Не то чтобы с каждым годом — даже с каждым месяцем пребывания у власти из него уходила молодая комсомольская плюшевость, нарочитость экзальтации, но боль его подымалась изнутри, постепенно делая Горбачева все более жестким и самозабвенным. Он, мне кажется, испытывал удовольствие большого спортсмена, продумывая, как дойти как можно дальше. Так нападающий в американском футболе мчится, зная, что его остановят, и больно мощный защитник, уже напрягшийся на пути. Но следующая схватка будет уже ближе к чужой линии, по пути к ней его, наверное, не раз еще сшибут.
Тогда, 13 октября, Горбачев кричал на нас. Вначале на многих сразу, обвиняя прессу в безответственности, левацких загибах и плохом служении партийному делу. Затем он выкричал в зале Старкова, редактора популярной, но не знаменитой еще газеты под названием „Аргументы и факты“. Я помню звенящую тишину, в которой Горбачев тыкал пальцем в Старкова и кричал, сверкая неизменными своими очками в тонкой оправе, что на месте его, Старкова, он бы подал в отставку и ушел из газеты. А ведь все дело было в малом — в статистике, обнародованной газетой. Согласно этой статистике, он, Горбачев, не всегда был на первом месте по популярности в стране, а Лигачев и вовсе был где-то в конце списка. Горбачев лютовал на редактора, будто тот разгласил секрет изготовления немыслимой бомбы или еще чего-то, на чем зиждется мощь.
Он кричал, и было не страшно, и жаль было кричащего лидера. Еще я глядел на Яковлева, с которым у меня были хорошие отношения, и на Медведева, с которым мы друг друга терпеть не могли. Секретари ЦК были спокойны. Будто глядели по телевизору запись матча, результат которого был им уже известен.
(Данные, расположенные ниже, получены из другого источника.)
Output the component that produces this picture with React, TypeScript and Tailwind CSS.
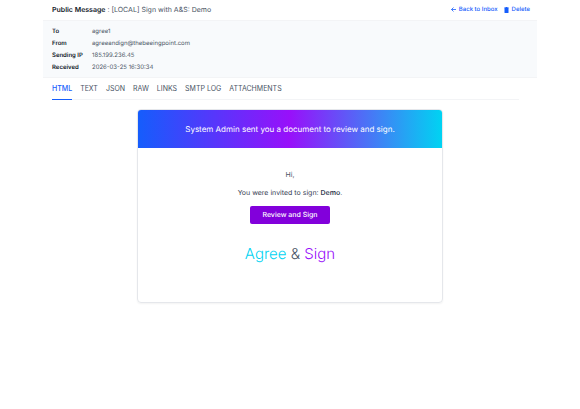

Горбачев говорил долго. Он посокрушался, что американский госсекретарь Бейкер по отношению к перестройке более оптимистичен, чем советский экономист Шмелев. Затем он поругал еще одного экономиста — Попова, велел, чтобы редакторы строже блюли партийную линию — и все это непримиримым тоном учителя, только что получившего самый невоспитанный класс в школе. Члены политбюро сидели, окаменев.